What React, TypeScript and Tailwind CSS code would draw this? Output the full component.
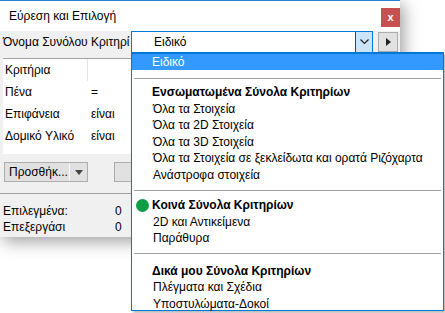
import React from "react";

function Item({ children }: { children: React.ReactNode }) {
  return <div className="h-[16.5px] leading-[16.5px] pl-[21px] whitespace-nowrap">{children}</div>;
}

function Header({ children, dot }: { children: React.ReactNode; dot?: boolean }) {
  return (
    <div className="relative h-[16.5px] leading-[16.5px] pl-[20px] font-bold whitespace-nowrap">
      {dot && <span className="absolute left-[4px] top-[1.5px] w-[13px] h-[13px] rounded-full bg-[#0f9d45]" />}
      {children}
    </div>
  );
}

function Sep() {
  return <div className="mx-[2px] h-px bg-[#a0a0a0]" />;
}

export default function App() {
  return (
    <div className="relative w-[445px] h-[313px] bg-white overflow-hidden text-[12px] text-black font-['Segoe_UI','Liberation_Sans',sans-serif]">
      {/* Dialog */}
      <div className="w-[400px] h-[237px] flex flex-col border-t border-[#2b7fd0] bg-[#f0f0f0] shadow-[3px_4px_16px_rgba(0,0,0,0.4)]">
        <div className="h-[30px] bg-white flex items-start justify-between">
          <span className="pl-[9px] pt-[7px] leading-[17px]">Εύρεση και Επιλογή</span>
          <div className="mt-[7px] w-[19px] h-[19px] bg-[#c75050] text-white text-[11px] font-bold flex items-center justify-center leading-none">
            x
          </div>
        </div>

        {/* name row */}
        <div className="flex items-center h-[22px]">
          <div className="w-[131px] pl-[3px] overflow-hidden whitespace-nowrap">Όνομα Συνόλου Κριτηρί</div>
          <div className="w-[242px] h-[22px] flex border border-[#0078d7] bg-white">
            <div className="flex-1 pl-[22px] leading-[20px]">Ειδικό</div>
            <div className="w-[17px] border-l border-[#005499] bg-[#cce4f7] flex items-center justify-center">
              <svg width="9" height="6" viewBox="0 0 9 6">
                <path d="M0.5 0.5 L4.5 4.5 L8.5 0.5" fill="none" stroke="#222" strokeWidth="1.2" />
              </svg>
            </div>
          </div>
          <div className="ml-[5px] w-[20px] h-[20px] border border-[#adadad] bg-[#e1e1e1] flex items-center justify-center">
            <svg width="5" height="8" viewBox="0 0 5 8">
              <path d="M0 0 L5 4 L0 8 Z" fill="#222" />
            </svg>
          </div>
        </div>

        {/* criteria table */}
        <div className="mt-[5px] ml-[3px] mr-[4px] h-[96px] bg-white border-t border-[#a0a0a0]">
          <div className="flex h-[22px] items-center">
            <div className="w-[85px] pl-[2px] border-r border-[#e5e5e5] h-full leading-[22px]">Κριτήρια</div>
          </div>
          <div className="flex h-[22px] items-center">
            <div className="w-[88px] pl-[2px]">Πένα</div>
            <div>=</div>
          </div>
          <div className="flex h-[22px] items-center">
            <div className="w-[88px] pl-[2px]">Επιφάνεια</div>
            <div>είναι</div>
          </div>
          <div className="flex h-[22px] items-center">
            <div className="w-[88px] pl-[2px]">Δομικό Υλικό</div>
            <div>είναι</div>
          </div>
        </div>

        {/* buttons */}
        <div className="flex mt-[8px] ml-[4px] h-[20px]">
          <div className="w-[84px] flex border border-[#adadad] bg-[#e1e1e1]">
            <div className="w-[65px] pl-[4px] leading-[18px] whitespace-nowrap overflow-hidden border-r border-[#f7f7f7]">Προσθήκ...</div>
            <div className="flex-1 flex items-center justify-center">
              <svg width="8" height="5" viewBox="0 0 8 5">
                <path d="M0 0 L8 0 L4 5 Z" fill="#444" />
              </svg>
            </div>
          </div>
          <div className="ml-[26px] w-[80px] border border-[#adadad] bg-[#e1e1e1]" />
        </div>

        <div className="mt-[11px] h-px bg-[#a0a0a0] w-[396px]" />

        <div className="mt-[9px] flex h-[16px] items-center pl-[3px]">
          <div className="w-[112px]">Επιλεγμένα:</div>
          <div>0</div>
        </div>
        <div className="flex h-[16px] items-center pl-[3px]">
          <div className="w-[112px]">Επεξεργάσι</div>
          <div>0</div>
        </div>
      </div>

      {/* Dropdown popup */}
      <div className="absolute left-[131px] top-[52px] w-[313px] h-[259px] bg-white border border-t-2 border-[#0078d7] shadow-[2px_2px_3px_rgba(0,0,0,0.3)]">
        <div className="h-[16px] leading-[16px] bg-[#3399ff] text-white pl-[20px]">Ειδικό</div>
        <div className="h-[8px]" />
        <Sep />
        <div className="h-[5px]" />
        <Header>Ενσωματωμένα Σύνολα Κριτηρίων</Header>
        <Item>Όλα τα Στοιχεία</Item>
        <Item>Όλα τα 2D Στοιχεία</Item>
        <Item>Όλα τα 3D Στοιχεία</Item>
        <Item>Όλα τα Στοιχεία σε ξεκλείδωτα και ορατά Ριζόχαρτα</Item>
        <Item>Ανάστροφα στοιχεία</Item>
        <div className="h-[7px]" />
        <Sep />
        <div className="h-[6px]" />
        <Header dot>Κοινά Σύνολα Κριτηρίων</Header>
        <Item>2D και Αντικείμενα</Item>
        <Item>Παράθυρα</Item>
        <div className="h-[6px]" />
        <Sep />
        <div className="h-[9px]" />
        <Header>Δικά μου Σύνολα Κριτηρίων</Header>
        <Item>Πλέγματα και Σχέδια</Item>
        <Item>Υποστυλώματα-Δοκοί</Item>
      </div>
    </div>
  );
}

Requirements:
Set the data above down again exactly as given, with no pictures.

Response to the exercise:
What React, TypeScript and Tailwind CSS code would draw this? Output the full component.
import React from "react";

function Item({ children }: { children: React.ReactNode }) {
  return <div className="h-[16.5px] leading-[16.5px] pl-[21px] whitespace-nowrap">{children}</div>;
}

function Header({ children, dot }: { children: React.ReactNode; dot?: boolean }) {
  return (
    <div className="relative h-[16.5px] leading-[16.5px] pl-[20px] font-bold whitespace-nowrap">
      {dot && <span className="absolute left-[4px] top-[1.5px] w-[13px] h-[13px] rounded-full bg-[#0f9d45]" />}
      {children}
    </div>
  );
}

function Sep() {
  return <div className="mx-[2px] h-px bg-[#a0a0a0]" />;
}

export default function App() {
  return (
    <div className="relative w-[445px] h-[313px] bg-white overflow-hidden text-[12px] text-black font-['Segoe_UI','Liberation_Sans',sans-serif]">
      {/* Dialog */}
      <div className="w-[400px] h-[237px] flex flex-col border-t border-[#2b7fd0] bg-[#f0f0f0] shadow-[3px_4px_16px_rgba(0,0,0,0.4)]">
        <div className="h-[30px] bg-white flex items-start justify-between">
          <span className="pl-[9px] pt-[7px] leading-[17px]">Εύρεση και Επιλογή</span>
          <div className="mt-[7px] w-[19px] h-[19px] bg-[#c75050] text-white text-[11px] font-bold flex items-center justify-center leading-none">
            x
          </div>
        </div>

        {/* name row */}
        <div className="flex items-center h-[22px]">
          <div className="w-[131px] pl-[3px] overflow-hidden whitespace-nowrap">Όνομα Συνόλου Κριτηρί</div>
          <div className="w-[242px] h-[22px] flex border border-[#0078d7] bg-white">
            <div className="flex-1 pl-[22px] leading-[20px]">Ειδικό</div>
            <div className="w-[17px] border-l border-[#005499] bg-[#cce4f7] flex items-center justify-center">
              <svg width="9" height="6" viewBox="0 0 9 6">
                <path d="M0.5 0.5 L4.5 4.5 L8.5 0.5" fill="none" stroke="#222" strokeWidth="1.2" />
              </svg>
            </div>
          </div>
          <div className="ml-[5px] w-[20px] h-[20px] border border-[#adadad] bg-[#e1e1e1] flex items-center justify-center">
            <svg width="5" height="8" viewBox="0 0 5 8">
              <path d="M0 0 L5 4 L0 8 Z" fill="#222" />
            </svg>
          </div>
        </div>

        {/* criteria table */}
        <div className="mt-[5px] ml-[3px] mr-[4px] h-[96px] bg-white border-t border-[#a0a0a0]">
          <div className="flex h-[22px] items-center">
            <div className="w-[85px] pl-[2px] border-r border-[#e5e5e5] h-full leading-[22px]">Κριτήρια</div>
          </div>
          <div className="flex h-[22px] items-center">
            <div className="w-[88px] pl-[2px]">Πένα</div>
            <div>=</div>
          </div>
          <div className="flex h-[22px] items-center">
            <div className="w-[88px] pl-[2px]">Επιφάνεια</div>
            <div>είναι</div>
          </div>
          <div className="flex h-[22px] items-center">
            <div className="w-[88px] pl-[2px]">Δομικό Υλικό</div>
            <div>είναι</div>
          </div>
        </div>

        {/* buttons */}
        <div className="flex mt-[8px] ml-[4px] h-[20px]">
          <div className="w-[84px] flex border border-[#adadad] bg-[#e1e1e1]">
            <div className="w-[65px] pl-[4px] leading-[18px] whitespace-nowrap overflow-hidden border-r border-[#f7f7f7]">Προσθήκ...</div>
            <div className="flex-1 flex items-center justify-center">
              <svg width="8" height="5" viewBox="0 0 8 5">
                <path d="M0 0 L8 0 L4 5 Z" fill="#444" />
              </svg>
            </div>
          </div>
          <div className="ml-[26px] w-[80px] border border-[#adadad] bg-[#e1e1e1]" />
        </div>

        <div className="mt-[11px] h-px bg-[#a0a0a0] w-[396px]" />

        <div className="mt-[9px] flex h-[16px] items-center pl-[3px]">
          <div className="w-[112px]">Επιλεγμένα:</div>
          <div>0</div>
        </div>
        <div className="flex h-[16px] items-center pl-[3px]">
          <div className="w-[112px]">Επεξεργάσι</div>
          <div>0</div>
        </div>
      </div>

      {/* Dropdown popup */}
      <div className="absolute left-[131px] top-[52px] w-[313px] h-[259px] bg-white border border-t-2 border-[#0078d7] shadow-[2px_2px_3px_rgba(0,0,0,0.3)]">
        <div className="h-[16px] leading-[16px] bg-[#3399ff] text-white pl-[20px]">Ειδικό</div>
        <div className="h-[8px]" />
        <Sep />
        <div className="h-[5px]" />
        <Header>Ενσωματωμένα Σύνολα Κριτηρίων</Header>
        <Item>Όλα τα Στοιχεία</Item>
        <Item>Όλα τα 2D Στοιχεία</Item>
        <Item>Όλα τα 3D Στοιχεία</Item>
        <Item>Όλα τα Στοιχεία σε ξεκλείδωτα και ορατά Ριζόχαρτα</Item>
        <Item>Ανάστροφα στοιχεία</Item>
        <div className="h-[7px]" />
        <Sep />
        <div className="h-[6px]" />
        <Header dot>Κοινά Σύνολα Κριτηρίων</Header>
        <Item>2D και Αντικείμενα</Item>
        <Item>Παράθυρα</Item>
        <div className="h-[6px]" />
        <Sep />
        <div className="h-[9px]" />
        <Header>Δικά μου Σύνολα Κριτηρίων</Header>
        <Item>Πλέγματα και Σχέδια</Item>
        <Item>Υποστυλώματα-Δοκοί</Item>
      </div>
    </div>
  );
}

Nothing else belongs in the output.